The Tribune has a easy, quick read on South Loop icon Manny's Deli and how they've had to quickly evolve some of their service during Covid. It's probably not super unique as almost all restaurants have had to get creative in the current environment, but just goes to show a real story of evolution:
But due to the coronavirus pandemic and the closing of all restaurant dining rooms, these days there’s no hum, clang of utensils, or conversation sounding off the walls at Manny’s. “Obviously, it’s pretty quiet,” says fourth-generation co-owner Dan Raskin in a phone interview. “We are still open for customers, and have curbside and delivery options, but business is down like 70 percent.”
Raskin says that some of his biggest losses came from canceled events. “Corporate events, wedding rehearsals, conventions — all of those orders were canceled,” says Raskin. “They want their deposits back and they can’t reschedule. They are upset about cancelling, and I feel bad for them.”
Which doesn’t mean Raskin isn’t trying. “I have been personally doing everything possible to get more business,” says Raskin. “I’m not a give up kind of person. I’m going to get scrappy and do what I can.”
When the dining room first closed, he found himself working every day for three weeks straight. “I was tired, but I felt worse for my wife,” says Raskin. “We have three kids at home, and I’m trying to work. But we can’t ask for help, because we don’t want anyone to come over.”

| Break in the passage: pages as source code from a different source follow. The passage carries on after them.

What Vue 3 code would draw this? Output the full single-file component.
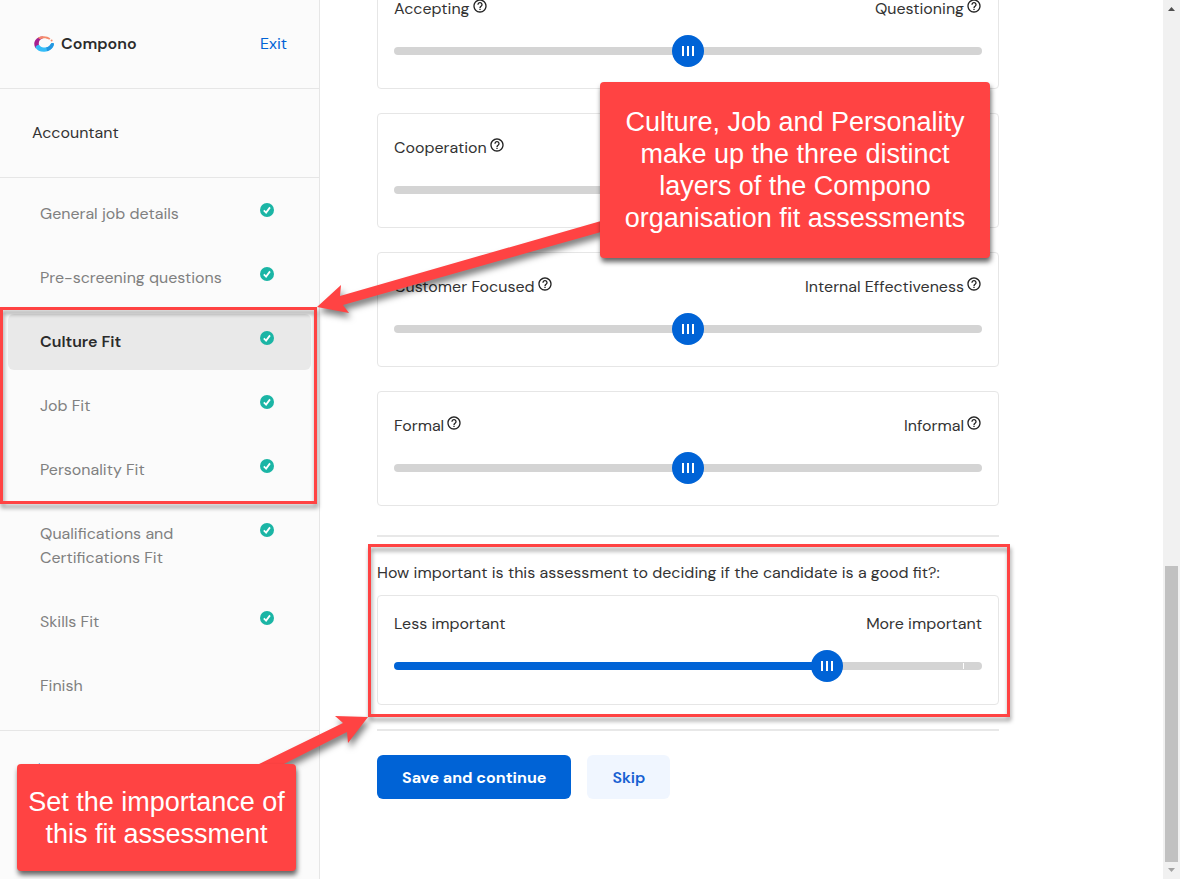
<template>
  <div class="page">
    <aside class="sidebar">
      <header class="brand">
        <svg class="brand-logo" viewBox="0 0 20 16" aria-hidden="true">
          <path d="M1.6 12.2C-1 8 0.2 3.4 4.4 1.4C6 0.6 7.6 0.4 9 0.5L8.6 2.6C6 3.4 4.6 5.4 4.8 8C4.9 9.4 5.4 10.4 6 11.2Z" fill="#a5218f" />
          <path d="M3.8 1.7C8 -0.6 13.4 0 16.4 2.4L15.2 3.7C12.4 1.9 9 1.7 6.2 3.2Z" fill="#f58a6b" />
          <circle cx="17.6" cy="4.4" r="1" fill="#f58a6b" />
          <path d="M1.4 11.6C3 14.6 6.4 16 10.4 15.8C15.6 15.6 19.6 12.4 20 7.6C18.8 6.6 17.2 7 16.6 8.2C15.4 10.6 12.6 11.8 9.6 11.4C7.6 11.2 6.2 10.4 5.4 9.2C3.4 8.6 1.8 9.8 1.4 11.6Z" fill="#35bdf8" />
          <path d="M13 15.3C17 14.2 19.7 11.4 20 7.6C18.8 6.6 17.2 7 16.6 8.2C15.8 9.8 14.2 10.9 12.3 11.3Z" fill="#2496e0" />
        </svg>
        <span class="brand-name">Compono</span>
        <a href="#" class="exit">Exit</a>
      </header>
      <div class="job-title">Accountant</div>
      <nav class="steps">
        <a
          v-for="step in steps"
          :key="step.name"
          href="#"
          class="step"
          :class="{ active: step.active }"
        >
          <span class="step-name">{{ step.name }}</span>
          <svg v-if="step.done" class="step-check" viewBox="0 0 14 14" aria-hidden="true">
            <circle cx="7" cy="7" r="7" fill="#1bb5a5" />
            <path d="M3.8 7.4L6.1 9.6L10 4.4" fill="none" stroke="#fff" stroke-width="1.8" />
          </svg>
        </a>
      </nav>
      <div class="sidebar-footer">
        <a href="#" aria-label="Back">
          <svg viewBox="0 0 16 16" width="16" height="16">
            <path d="M8 2L2 8L8 14M2 8H15" fill="none" stroke="#0063d6" stroke-width="2" />
          </svg>
        </a>
      </div>
    </aside>

    <main class="content">
      <div class="form">
        <section v-for="scale in scales" :key="scale.id" class="card">
          <div class="labels with-help">
            <div class="side">
              <label :for="scale.id">{{ scale.left }}</label>
              <button type="button" class="help" aria-label="Help">
                <svg viewBox="0 0 24 24"><path :d="helpIcon" /></svg>
              </button>
            </div>
            <div v-if="scale.right" class="side">
              <label :for="scale.id">{{ scale.right }}</label>
              <button type="button" class="help" aria-label="Help">
                <svg viewBox="0 0 24 24"><path :d="helpIcon" /></svg>
              </button>
            </div>
          </div>
          <input :id="scale.id" v-model="scale.value" type="range" min="0" max="100" class="slider" />
        </section>

        <hr class="after-scales" />
        <p class="question">How important is this assessment to deciding if the candidate is a good fit?:</p>
        <section class="card importance">
          <div class="labels">
            <label for="importance">Less important</label>
            <label for="importance">More important</label>
          </div>
          <input
            id="importance"
            v-model="importance"
            type="range"
            min="0"
            max="100"
            class="slider filled"
            :style="{ '--fill': importance + '%' }"
          />
        </section>
        <hr />

        <div class="actions">
          <button type="button" class="btn primary">Save and continue</button>
          <button type="button" class="btn">Skip</button>
        </div>
      </div>
    </main>

    <div class="scrollbar">
      <svg viewBox="0 0 17 17"><path d="M5 11L8.5 7L12 11Z" fill="#505050" /></svg>
      <div class="scroll-track"><div class="scroll-thumb"></div></div>
      <svg viewBox="0 0 17 17"><path d="M5 6L8.5 10L12 6Z" fill="#a3a3a3" /></svg>
    </div>

    <!-- annotations on top of the form -->
    <div class="frame frame-steps"></div>
    <div class="frame frame-importance"></div>
    <svg class="arrow arrow-steps" viewBox="0 0 284 94">
      <path d="M0 87L24 65L23 76L284 1V12L26 85L32 93Z" />
    </svg>
    <svg class="arrow arrow-importance" viewBox="0 0 111 50">
      <path d="M111 1L78 0L86 7L0 49H25L90 16L91 27Z" />
    </svg>
    <div class="callout callout-steps">
      Culture, Job and Personality<br />make up the three distinct<br />layers of the Compono<br />organisation fit assessments
    </div>
    <div class="callout callout-importance">Set the importance of<br />this fit assessment</div>
  </div>
</template>

<script setup>
import { ref } from 'vue';

const steps = [
  { name: 'General job details', done: true },
  { name: 'Pre-screening questions', done: true },
  { name: 'Culture Fit', done: true, active: true },
  { name: 'Job Fit', done: true },
  { name: 'Personality Fit', done: true },
  { name: 'Qualifications and Certifications Fit', done: true },
  { name: 'Skills Fit', done: true },
  { name: 'Finish', done: false },
];

const scales = ref([
  { id: 'accepting', left: 'Accepting', right: 'Questioning', value: 50 },
  { id: 'cooperation', left: 'Cooperation', value: 50 },
  { id: 'customer', left: 'Customer Focused', right: 'Internal Effectiveness', value: 50 },
  { id: 'formal', left: 'Formal', right: 'Informal', value: 50 },
]);

const importance = ref(75);

const helpIcon =
  'M11 18h2v-2h-2v2zm1-16C6.48 2 2 6.48 2 12s4.48 10 10 10 10-4.48 10-10S17.52 2 12 2zm0 18c-4.41 0-8-3.59-8-8s3.59-8 8-8 8 3.59 8 8-3.59 8-8 8zm0-14c-2.21 0-4 1.79-4 4h2c0-1.1.9-2 2-2s2 .9 2 2c0 2-3 1.75-3 5h2c0-2.25 3-2.5 3-5 0-2.21-1.79-4-4-4z';
</script>

<style>
body {
  margin: 0;
  background: #fff;
}
</style>

<style scoped>
.page {
  position: relative;
  display: flex;
  height: 100vh;
  overflow: hidden;
  font-family: "DM Sans", Inter, "Open Sans", sans-serif;
  font-size: 16px;
  line-height: 24px;
  color: #333;
}
.page * {
  box-sizing: border-box;
}
a {
  text-decoration: none;
  color: #0063d6;
}

/* sidebar */
.sidebar {
  flex: 0 0 320px;
  background: #fbfbfb;
  border-right: 1px solid #e6e6e6;
}
.brand {
  display: flex;
  align-items: center;
  padding: 32px 32px 32px 34px;
  border-bottom: 1px solid #e6e6e6;
}
.brand-logo {
  width: 20px;
  height: 16px;
  margin-right: 7px;
}
.brand-name {
  color: #2b2b2b;
  font-weight: 600;
}
.exit {
  margin-left: auto;
}
.job-title {
  padding: 32px;
  border-bottom: 1px solid #e6e6e6;
}
.steps {
  display: flex;
  flex-direction: column;
  gap: 8px;
  padding: 8px 8px 16px;
  border-bottom: 1px solid #e6e6e6;
}
.step {
  display: flex;
  justify-content: space-between;
  align-items: flex-start;
  padding: 16px 37px 16px 32px;
  border-radius: 6px;
  color: #808080;
}
.step.active {
  background: #e9e9e9;
  color: #2b2b2b;
  font-weight: 600;
}
.step-name {
  max-width: 190px;
}
.step-check {
  flex: none;
  width: 14px;
  height: 14px;
  margin-top: 1px;
}
.sidebar-footer {
  padding: 30px 32px;
}

/* form */
.content {
  flex: 1;
  padding: 0 57px;
}
.form {
  max-width: 622px;
  margin-top: -26px;
}
.card {
  padding: 16px 16px 21px;
  border: 1px solid #e6e6e6;
  border-radius: 4px;
}
.card.importance {
  padding-bottom: 22px;
}
.card + .card {
  margin-top: 24px;
}
.labels {
  display: flex;
  justify-content: space-between;
  margin-bottom: 14px;
}
.with-help {
  height: 30px;
}
.side {
  display: flex;
  align-items: center;
  gap: 2px;
}
.side label {
  padding-top: 6px;
}
.help {
  width: 16px;
  height: 16px;
  padding: 0;
  border: 0;
  background: none;
  cursor: pointer;
}
.help svg {
  display: block;
  fill: #222;
}
.slider {
  display: block;
  width: 100%;
  height: 32px;
  margin: 0;
  appearance: none;
  background: none;
}
.slider::-webkit-slider-runnable-track {
  height: 8px;
  border-radius: 4px;
  background: #d4d4d4;
}
.slider.filled::-webkit-slider-runnable-track {
  background:
    linear-gradient(#0063d6, #0063d6) left / var(--fill) 100% no-repeat,
    linear-gradient(#fff, #fff) right 18px center / 1px 6px no-repeat,
    #d4d4d4;
}
.slider::-webkit-slider-thumb {
  appearance: none;
  width: 32px;
  height: 32px;
  margin-top: -12px;
  border-radius: 50%;
  background:
    linear-gradient(#fff, #fff) 10px 11px / 2px 10px no-repeat,
    linear-gradient(#fff, #fff) 15px 11px / 2px 10px no-repeat,
    linear-gradient(#fff, #fff) 20px 11px / 2px 10px no-repeat,
    #0063d6;
}
hr {
  height: 2px;
  margin: 24px 0;
  border: 0;
  background: #e8e8e8;
}
hr.after-scales {
  margin-top: 29px;
}
.question {
  margin: 0 0 10px;
}
.actions {
  display: flex;
  gap: 16px;
}
.btn {
  height: 44px;
  padding: 0 25px;
  border: 0;
  border-radius: 6px;
  background: #f0f6ff;
  color: #1660d2;
  font-family: inherit;
  font-size: 16px;
  font-weight: 600;
  cursor: pointer;
}
.btn.primary {
  background: #0063d6;
  color: #fff;
  font-weight: 700;
}

/* scrollbar */
.scrollbar {
  display: flex;
  flex-direction: column;
  flex: 0 0 17px;
  background: #f1f1f1;
}
.scrollbar svg {
  display: block;
  width: 17px;
  height: 17px;
}
.scroll-track {
  display: flex;
  flex: 1;
  align-items: flex-end;
  padding: 0 2px;
}
.scroll-thumb {
  width: 100%;
  height: 35%;
  background: #c1c1c1;
}

/* annotations */
.frame,
.arrow,
.callout {
  position: absolute;
  pointer-events: none;
}
.frame {
  border: 3px solid #ff4343;
  filter: drop-shadow(1px 4px 2px rgba(0, 0, 0, 0.4));
}
.frame-steps {
  left: 0;
  top: 307px;
  width: 317px;
  height: 197px;
}
.frame-importance {
  left: 368px;
  top: 544px;
  width: 642px;
  height: 173px;
}
.arrow {
  overflow: visible;
  fill: #ff4343;
  filter: drop-shadow(2px 5px 3px rgba(0, 0, 0, 0.5));
}
.arrow-steps {
  left: 317px;
  top: 220px;
  width: 284px;
  height: 94px;
}
.arrow-importance {
  left: 257px;
  top: 716px;
  width: 111px;
  height: 50px;
}
.callout {
  display: grid;
  align-content: center;
  border-radius: 4px;
  background: #ff4343;
  box-shadow: 1px 4px 5px rgba(0, 0, 0, 0.6);
  color: #fff;
  font-family: "Liberation Sans", Arial, sans-serif;
  font-size: 27px;
  line-height: 32px;
  text-align: center;
}
.callout-steps {
  left: 600px;
  top: 82px;
  width: 390px;
  height: 176px;
}
.callout-importance {
  left: 17px;
  top: 764px;
  width: 279px;
  height: 107px;
}
</style>
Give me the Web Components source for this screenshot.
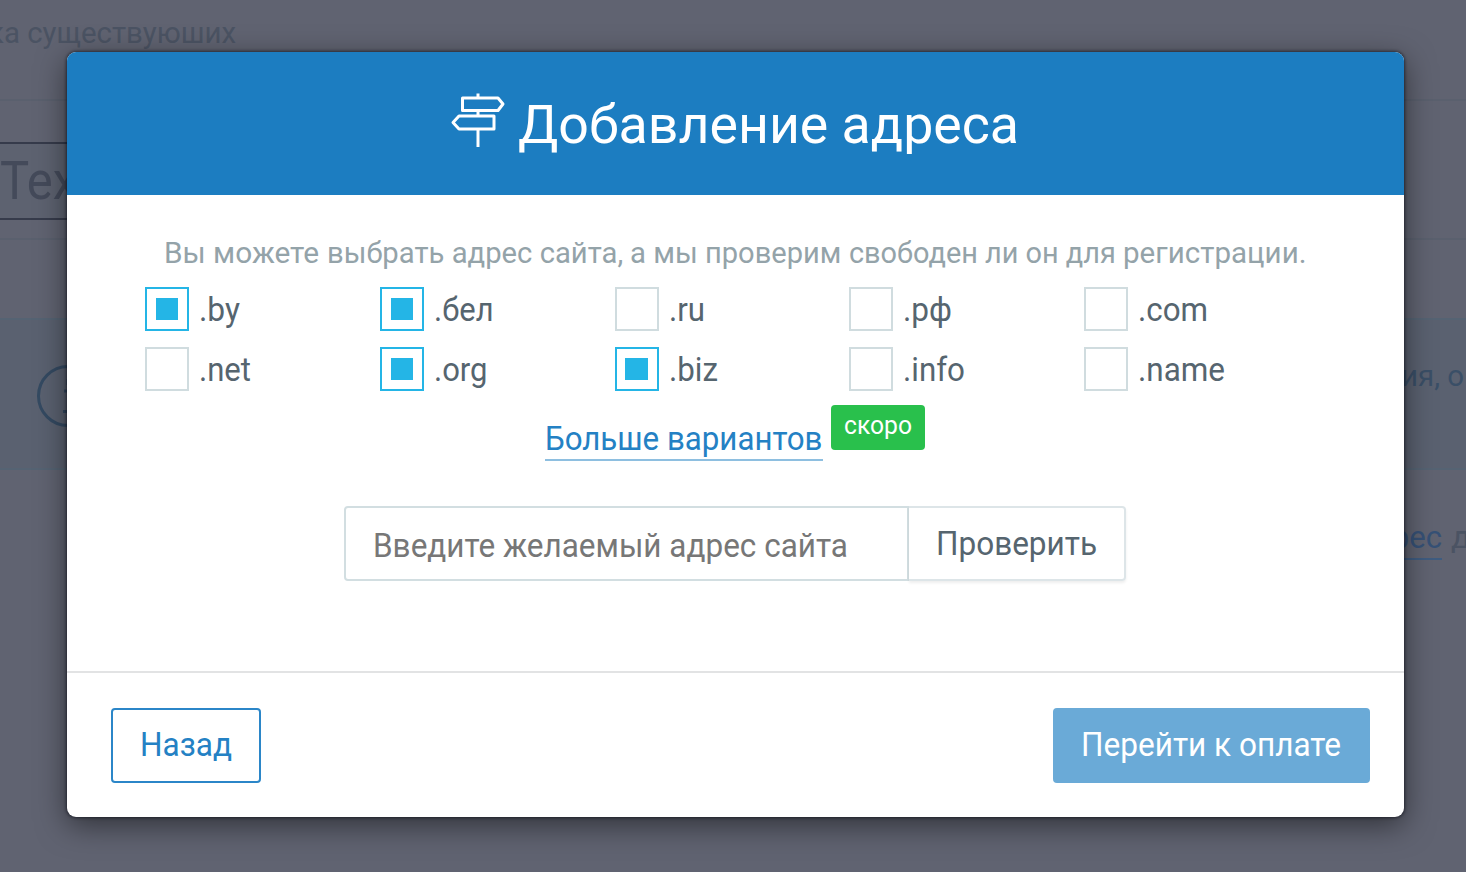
<!DOCTYPE html>
<html lang="ru">
<head>
<meta charset="utf-8">
<title>Добавление адреса</title>
<style>
html,body{margin:0;height:872px;overflow:hidden;background:#606371;font-family:Roboto,"Open Sans",sans-serif}
</style>
</head>
<body>
<address-app></address-app>
<script>
const define=(name,html,after)=>{
  customElements.define(name,class extends HTMLElement{
    connectedCallback(){
      if(this.shadowRoot)return;
      this.attachShadow({mode:'open'}).innerHTML=html;
      if(after)after(this,this.shadowRoot);
    }
  });
};

// A single line of text that takes exactly the width in its "w" attribute.
define('fit-text',`<style>
:host{display:inline-block;white-space:pre;flex:none}
span{display:inline-block;transform-origin:0 50%}
</style><span><slot></slot></span>`,(el,root)=>{
  const w=+el.getAttribute('w'),s=root.querySelector('span');
  el.style.width=w+'px';
  s.style.transform=`scaleX(${w/s.getBoundingClientRect().width})`;
});

define('sign-icon',`<style>:host{display:block;width:56px;height:56px}svg{display:block}</style>
<svg width="56" height="56" viewBox="450 92 56 56" fill="none" stroke="#fff" stroke-width="3" stroke-linejoin="round">
<path d="M478 93.5v4M478 111.5v4M478 130v17"/>
<path d="M462.5 98H498L503 104L498 110.5H462.5Z"/>
<path d="M494 116H459L453 122.5L459 129H494Z"/></svg>`);

define('zone-check',`<style>
:host{display:flex;align-items:center;gap:10px;height:44px;color:#56656f;font-size:34px;line-height:43px}
i{box-sizing:border-box;width:44px;height:44px;border:2px solid #d0dcdf;display:grid;place-items:center;flex:none}
:host([checked]) i{border-color:#24b5e6}
:host([checked]) i::before{content:"";width:22.5px;height:22.5px;background:#24b5e6}
fit-text{margin-top:-1px}
</style><i></i><slot></slot>`);

define('ui-button',`<style>
:host{box-sizing:border-box;display:flex;align-items:center;justify-content:center;height:75px;border:2px solid #2b86c8;border-radius:4px;color:#2481c4;font-size:33px;line-height:40px}
:host([kind=primary]){background:#6aaad7;border-color:#6aaad7;color:#fff}
</style><slot></slot>`);

define('search-field',`<style>
:host{display:flex;width:782px;height:75px;margin:44px 0 0 277.5px;font-size:33px;line-height:40px}
div{box-sizing:border-box;height:75px;border:2px solid #d2dee1;display:flex;align-items:center}
.f{width:565px;border-radius:4px 0 0 4px;padding:6px 0 0 27px;color:#777}
.b{width:217px;border-left:0;border-color:#dde5e8;border-radius:0 4px 4px 0;padding:2px 0 0 27px;color:#56656f;box-shadow:0 2px 3px rgba(0,0,0,.07)}
</style><div class="f"><fit-text w="475">Введите желаемый адрес сайта</fit-text></div><div class="b"><fit-text w="161">Проверить</fit-text></div>`);

define('address-dialog',`<style>
:host{display:flex;flex-direction:column;box-sizing:border-box;width:1337px;height:764.5px;background:#fff;border-radius:9px;overflow:hidden;box-shadow:0 8px 30px rgba(0,0,0,.5),0 0 3px 1px rgba(10,12,25,.55)}
header{height:143px;background:#1c7dc1;color:#fff;display:flex;box-sizing:border-box;padding:0 0 0 383.5px;gap:12px}
sign-icon{margin-top:40px}
h1{font-weight:400;font-size:53px;line-height:143px;margin:2px 0 0}
main{height:476px;border-bottom:2px solid #e2e3e4}
p{display:flex;margin:0;padding:38px 0 0 97.5px;height:40px;line-height:40px;font-size:29px;color:#94a3a9}
.zones{display:grid;grid-template-columns:repeat(5,234.8px);row-gap:16px;padding:14px 0 0 78.5px}
.more{display:flex;padding:14px 0 0 478.5px;gap:8.5px;height:56.5px}
a{display:block;box-sizing:border-box;height:42.5px;margin-top:13px;border-bottom:2px solid #8ebfe0;color:#2481c4;font-size:33px;line-height:41px}
b{font-weight:400;display:flex;justify-content:center;width:94px;height:45px;border-radius:4px;background:#29c04c;color:#fff;font-size:25px;line-height:42px}
footer{display:flex;justify-content:space-between;padding:34.5px 33.5px 0 44.5px}
.back{width:150px}.pay{width:317.5px}
</style>
<header><sign-icon></sign-icon><h1><fit-text w="501">Добавление адреса</fit-text></h1></header>
<main>
<p><fit-text w="162.5">Вы можете </fit-text><fit-text w="303.5">выбрать адрес сайта, </fit-text><fit-text w="75">а мы </fit-text><fit-text w="143.5">проверим </fit-text><fit-text w="274">свободен ли он для </fit-text><fit-text w="183.5">регистрации.</fit-text></p>
<div class="zones">
<zone-check checked><fit-text w="41">.by</fit-text></zone-check>
<zone-check checked><fit-text w="59.5">.бел</fit-text></zone-check>
<zone-check><fit-text w="36">.ru</fit-text></zone-check>
<zone-check><fit-text w="49">.рф</fit-text></zone-check>
<zone-check><fit-text w="70">.com</fit-text></zone-check>
<zone-check><fit-text w="52">.net</fit-text></zone-check>
<zone-check checked><fit-text w="53.5">.org</fit-text></zone-check>
<zone-check checked><fit-text w="49">.biz</fit-text></zone-check>
<zone-check><fit-text w="62">.info</fit-text></zone-check>
<zone-check><fit-text w="87">.name</fit-text></zone-check>
</div>
<div class="more"><a><fit-text w="277.5">Больше вариантов</fit-text></a><b><fit-text w="68">скоро</fit-text></b></div>
<search-field></search-field>
</main>
<footer><ui-button class="back"><fit-text w="92">Назад</fit-text></ui-button><ui-button class="pay" kind="primary"><fit-text w="260">Перейти к оплате</fit-text></ui-button></footer>`);

// The dimmed page under the dialog.
define('dimmed-page',`<style>
:host{display:block;width:1466px;height:872px;overflow:hidden;color:#4b5363}
div{box-sizing:border-box}
.top{height:101px;border-bottom:2px solid #5a606e;font-size:29px;line-height:36px;padding:15px 0 0 0}
.top fit-text{margin-left:-12px}
.box{width:700px;height:78px;margin-top:41px;border:2px solid #363b4b;border-left:0;border-right:0;background:#5d6270;font-size:53px;line-height:74px;color:#444a5a}
.rule{height:20px;border-bottom:2px solid #5a606e}
.info{height:152px;margin-top:78px;border:2px solid #556373;border-left:0;border-right:0;background:#5a6170;display:flex;justify-content:space-between;padding:44px 2px 0 36px;font-size:29px;line-height:24px;color:#3a4f67}
.link{display:flex;justify-content:flex-end;padding-top:47px;gap:9px;font-size:32px;line-height:40px;margin-right:-5px}
.link a{height:41px;border-bottom:2px solid #3f5c80;color:#365176}
</style>
<div class="top"><fit-text w="248">ка существуюших</fit-text></div>
<div class="box"><fit-text w="77">Тех</fit-text></div>
<div class="rule"></div>
<div class="info"><svg width="64" height="64" viewBox="36 364 64 64" fill="none" stroke="#344a62" stroke-width="3"><circle cx="68" cy="396" r="29.5"/><path d="M68 379v6M64 391h5v20M63 411.5h11"/></svg><fit-text w="63">ия, о</fit-text></div>
<div class="link"><a><fit-text w="86">адрес</fit-text></a><fit-text w="20">д</fit-text></div>`);

define('address-app',`<style>
:host{display:grid;width:1466px;height:872px;overflow:hidden}
dimmed-page,address-dialog{grid-area:1/1}
address-dialog{margin:52px 0 0 66.5px;z-index:1}
</style><dimmed-page></dimmed-page><address-dialog></address-dialog>`);
</script>
</body>
</html>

Eventually, he noticed that a lot of people in the suburbs who would normally commute to the Loop for work wanted to place orders. This explains how Raskin found himself with a car full of orders from Manny’s ready to personally deliver them all. “I told people to either call or email me,” says Raskin. To his surprise, on the first day he got 80 orders, which initially sounded great. Then he realized he’d have to drop them off at 80 different houses.
“I called my dad and asked for help, so he took half,” admits Raskin. But this still meant that Raskin had to deliver 40 orders in four hours. “I don’t even know what I was thinking,” says Raskin. “It was working out until it got dark and then I couldn’t see the addresses.” He didn’t even have a minimum price for an order, so at one stop he delivered a single bowl of matzo ball soup.
Obviously, that wasn’t sustainable, so he called a friend from EJ’s Place in Skokie, Gabriella Lenzi Littleton, to see if she had any suggestions. She recommended using Tock, Nick Kokonas’s online ordering system. “It’s so easy to set up,” says Raskin. Now, instead of making individual deliveries, he picks a parking lot in a different suburb each day, and customers meet him there. “They stay in their cars, and I set the food in their trunks for contactless pickup,” says Raskin.
Though he’s working long hours (some days he’s working 14 hours) and had to completely retool his business, he considers himself lucky. “I’m fortunate that we have a legacy brand, and that I can deliver to the suburbs,” says Raskin. “If customers don’t know who you are, it’s hard for restaurant owners to do anything right now.”